Material provided:
((
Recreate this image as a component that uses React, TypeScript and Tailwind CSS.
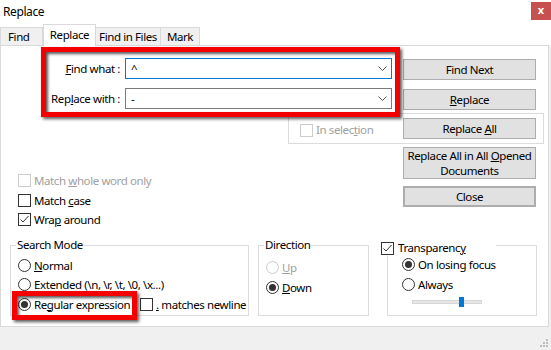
import React from 'react'

const FONT = "font-['Noto_Sans','DejaVu_Sans',sans-serif]"

function Checkbox({ checked = false, disabled = false }: { checked?: boolean; disabled?: boolean }) {
  return (
    <span
      className={`flex h-[13px] w-[13px] shrink-0 items-center justify-center border bg-white ${
        disabled ? 'border-[#cccccc]' : 'border-[#333333]'
      }`}
    >
      {checked && (
        <svg width="11" height="11" viewBox="0 0 11 11" aria-hidden="true">
          <path d="M1.5 5.5 L4 8 L9.5 2" fill="none" stroke="#333333" strokeWidth="1" />
        </svg>
      )}
    </span>
  )
}

function Radio({ checked = false, disabled = false }: { checked?: boolean; disabled?: boolean }) {
  return (
    <span
      className={`flex h-[13px] w-[13px] shrink-0 items-center justify-center rounded-full border bg-white ${
        disabled ? 'border-[#cccccc]' : 'border-[#333333]'
      }`}
    >
      {checked && <span className="h-[7px] w-[7px] rounded-full bg-[#333333]" />}
    </span>
  )
}

function Chevron() {
  return (
    <svg width="9" height="5" viewBox="0 0 9 5" className="ml-auto mr-[4px] shrink-0" aria-hidden="true">
      <path d="M0.5 0.5 L4.5 4.5 L8.5 0.5" fill="none" stroke="#555555" strokeWidth="1" />
    </svg>
  )
}

function Button({ children, className = '' }: { children: React.ReactNode; className?: string }) {
  return (
    <div
      className={`flex w-[133px] items-center justify-center border border-[#adadad] bg-[#e1e1e1] text-center leading-[15px] ${className}`}
    >
      {children}
    </div>
  )
}

function Group({
  title,
  className = '',
  children,
}: {
  title?: React.ReactNode
  className?: string
  children: React.ReactNode
}) {
  return (
    <div className={`relative h-[71px] border border-[#dcdcdc] ${className}`}>
      {title && <span className="absolute -top-[9px] left-[5px] bg-white px-[1px] leading-[16px]">{title}</span>}
      {children}
    </div>
  )
}

const RED_BOX =
  'pointer-events-none absolute border-[5px] border-[#f40000] shadow-[2px_2px_3px_rgba(0,0,0,0.65),inset_2px_2px_3px_rgba(0,0,0,0.65)]'

export default function App() {
  return (
    <div
      className={`relative h-[350px] w-[551px] overflow-hidden whitespace-nowrap bg-[#f0f0f0] text-[11.5px] leading-[16px] tracking-[-0.4px] text-black ${FONT}`}
    >
      {/* title bar */}
      <div className="flex h-[24px] items-start justify-between bg-white">
        <span className="ml-[3px] mt-[4px] text-[12px]">Replace</span>
        <div className="mt-[2px] flex h-[18px] w-[20px] items-center justify-center bg-[#c75050] pb-[2px] text-[11px] font-bold tracking-normal text-white">
          x
        </div>
      </div>

      {/* tabs */}
      <div className="flex h-[21px] items-end bg-white">
        <div className="flex h-[18px] w-[43px] items-center border border-b-0 border-[#d9d9d9] bg-[#f0f0f0] pl-[7px]">Find</div>
        <div className="relative z-10 -mb-px flex h-[22px] w-[53px] items-start justify-center border border-b-0 border-[#d9d9d9] bg-white pt-[2px]">
          Replace
        </div>
        <div className="flex h-[18px] w-[65px] items-center justify-center border border-b-0 border-l-0 border-[#d9d9d9] bg-[#f0f0f0]">
          Find in Files
        </div>
        <div className="flex h-[18px] w-[39px] items-center justify-center border border-b-0 border-l-0 border-[#d9d9d9] bg-[#f0f0f0]">
          Mark
        </div>
      </div>

      {/* tab panel */}
      <div className="relative h-[282px] w-[549px] border border-[#d9d9d9] bg-white">
        <div className="mt-[12px] flex items-start">
          <div className="flex h-[21px] w-[119px] items-center justify-end">
            <span>
              <u>F</u>ind what :
            </span>
          </div>
          <div className="ml-[5px] flex h-[21px] w-[267px] items-center border border-[#0078d7] pl-[5px]">
            <span>^</span>
            <Chevron />
          </div>
          <Button className="ml-[11px] mt-px h-[21px]">Find Next</Button>
        </div>

        <div className="mt-[8px] flex items-start">
          <div className="flex h-[21px] w-[119px] items-center justify-end">
            <span>
              Rep<u>l</u>ace with :
            </span>
          </div>
          <div className="ml-[5px] flex h-[21px] w-[267px] items-center border border-[#7a7a7a] pl-[5px]">
            <span>-</span>
            <Chevron />
          </div>
          <Button className="ml-[11px] mt-px h-[21px]">
            <span>
              <u>R</u>eplace
            </span>
          </Button>
        </div>

        <div className="ml-[287px] mt-[3px] flex h-[31px] w-[256px] items-start border border-[#dcdcdc]">
          <div className="flex w-[114px] items-center gap-[3px] pl-[11px] pt-[8px] text-[#a0a0a0]">
            <Checkbox disabled />
            <span>
              In selec<u>t</u>ion
            </span>
          </div>
          <Button className="mt-[4px] h-[21px]">
            <span>
              Replace <u>A</u>ll
            </span>
          </Button>
        </div>

        <div className="mt-[3px] flex h-[98px] items-start">
          <div className="ml-[17px] flex w-[385px] flex-col pt-[27px]">
            <div className="flex h-[13px] items-center gap-[3px] text-[#a0a0a0]">
              <Checkbox disabled />
              <span>
                Match <u>w</u>hole word only
              </span>
            </div>
            <div className="mt-[7px] flex h-[13px] items-center gap-[3px]">
              <Checkbox />
              <span>
                Match <u>c</u>ase
              </span>
            </div>
            <div className="mt-[6px] flex h-[13px] items-center gap-[3px]">
              <Checkbox checked />
              <span>
                Wra<u>p</u> around
              </span>
            </div>
          </div>
          <div className="flex flex-col">
            <Button className="h-[32px]">
              <span>
                Replace All in All <u>O</u>pened
                <br />
                Documents
              </span>
            </Button>
            <Button className="mt-[7px] h-[21px] border-2 border-[#0078d7]">Close</Button>
          </div>
        </div>

        <div className="flex items-start">
          <Group title="Search Mode" className="ml-[9px] w-[239px]">
            <div className="flex flex-col pl-[7px] pt-[13px]">
              <div className="flex h-[13px] items-center gap-[3px]">
                <Radio />
                <span>
                  <u>N</u>ormal
                </span>
              </div>
              <div className="mt-[6px] flex h-[13px] items-center gap-[3px]">
                <Radio />
                <span>Extended (\n, \r, \t, \0, \x...)</span>
              </div>
              <div className="mt-[7px] flex h-[13px] items-center">
                <Radio checked />
                <span className="ml-[3px] w-[106px]">
                  Re<u>g</u>ular expression
                </span>
                <span className="flex items-center gap-[3px]">
                  <Checkbox />
                  <span>
                    <u>.</u> matches newline
                  </span>
                </span>
              </div>
            </div>
            <div className={`${RED_BOX} left-[1px] top-[45px] h-[29px] w-[125px]`} />
          </Group>

          <Group title="Direction" className="ml-[9px] w-[111px]">
            <div className="flex flex-col pl-[7px] pt-[15px]">
              <div className="flex h-[13px] items-center gap-[3px] text-[#a0a0a0]">
                <Radio disabled />
                <span>
                  <u>U</u>p
                </span>
              </div>
              <div className="mt-[7px] flex h-[13px] items-center gap-[3px]">
                <Radio checked />
                <span>
                  <u>D</u>own
                </span>
              </div>
            </div>
          </Group>

          <Group className="ml-[18px] w-[150px]">
            <div className="absolute -left-[7px] -top-[6px] flex h-[16px] w-[115px] items-center gap-[4px] bg-white">
              <Checkbox checked />
              <span>
                Transparenc<u>y</u>
              </span>
            </div>
            <div className="flex flex-col pl-[14px] pt-[12px]">
              <div className="flex h-[13px] items-center gap-[3px]">
                <Radio checked />
                <span>On losing focus</span>
              </div>
              <div className="mt-[7px] flex h-[13px] items-center gap-[3px]">
                <Radio />
                <span>Always</span>
              </div>
              <div className="relative ml-[10px] mt-[6px] h-[10px] w-[70px]">
                <div className="absolute left-0 top-[3px] h-[4px] w-[70px] border border-[#d6d6d6] bg-[#e7e7e7]" />
                <div className="absolute left-[47px] top-0 h-[10px] w-[5px] bg-[#0078d7]" />
              </div>
            </div>
          </Group>
        </div>

        {/* highlight around the two inputs */}
        <div className={`${RED_BOX} left-[40px] top-px h-[70px] w-[359px]`} />
      </div>

      {/* size grip */}
      <svg width="10" height="10" viewBox="0 0 10 10" className="absolute bottom-[2px] right-[2px]" aria-hidden="true">
        <rect x="7" y="1" width="2" height="2" fill="#bcbcbc" />
        <rect x="4" y="4" width="2" height="2" fill="#bcbcbc" />
        <rect x="7" y="4" width="2" height="2" fill="#bcbcbc" />
        <rect x="1" y="7" width="2" height="2" fill="#bcbcbc" />
        <rect x="4" y="7" width="2" height="2" fill="#bcbcbc" />
        <rect x="7" y="7" width="2" height="2" fill="#bcbcbc" />
      </svg>
    </div>
  )
}
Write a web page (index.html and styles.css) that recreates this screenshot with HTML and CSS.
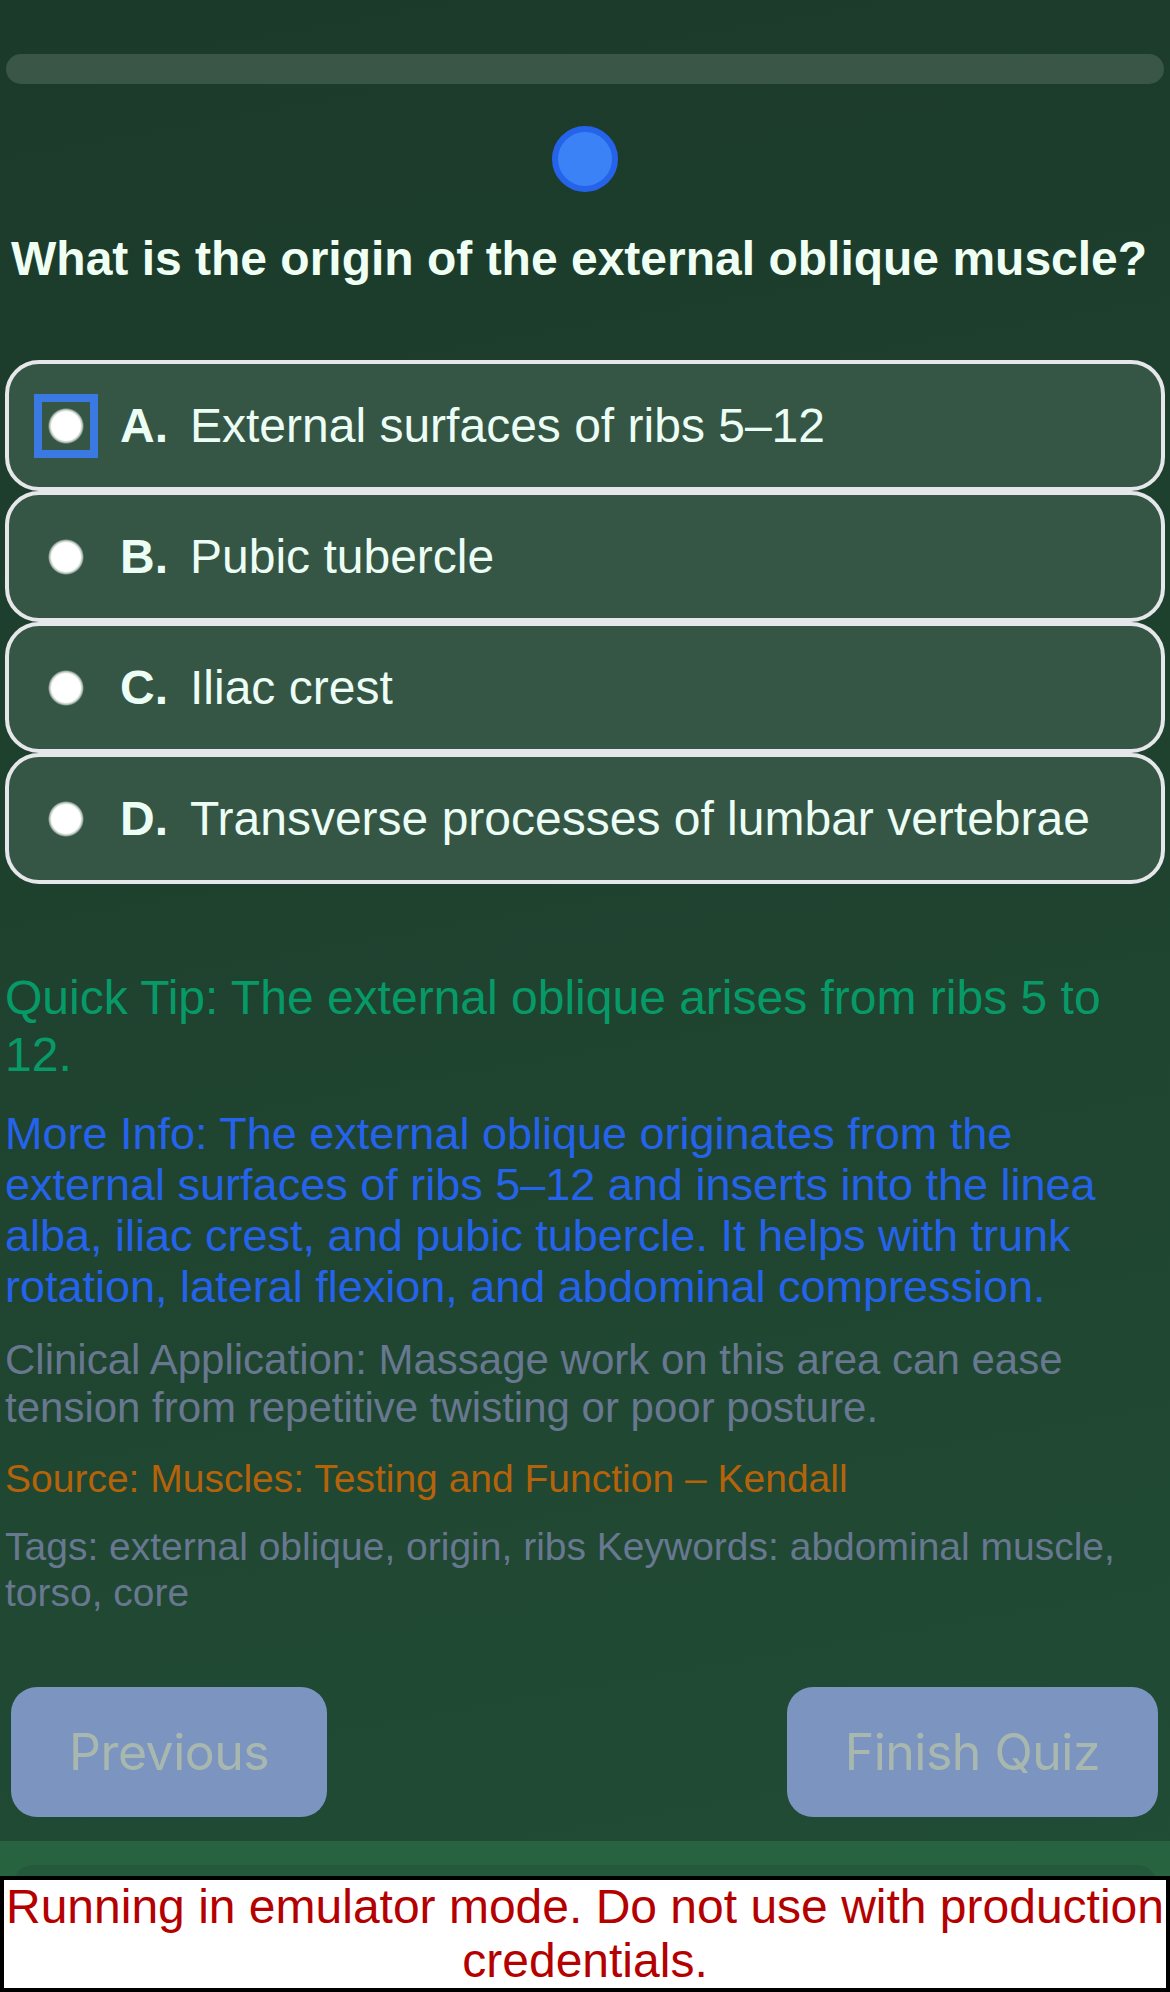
))
Task description: Only a number is expected here: the count of lines in the listing that hold the string "with".

In response: 2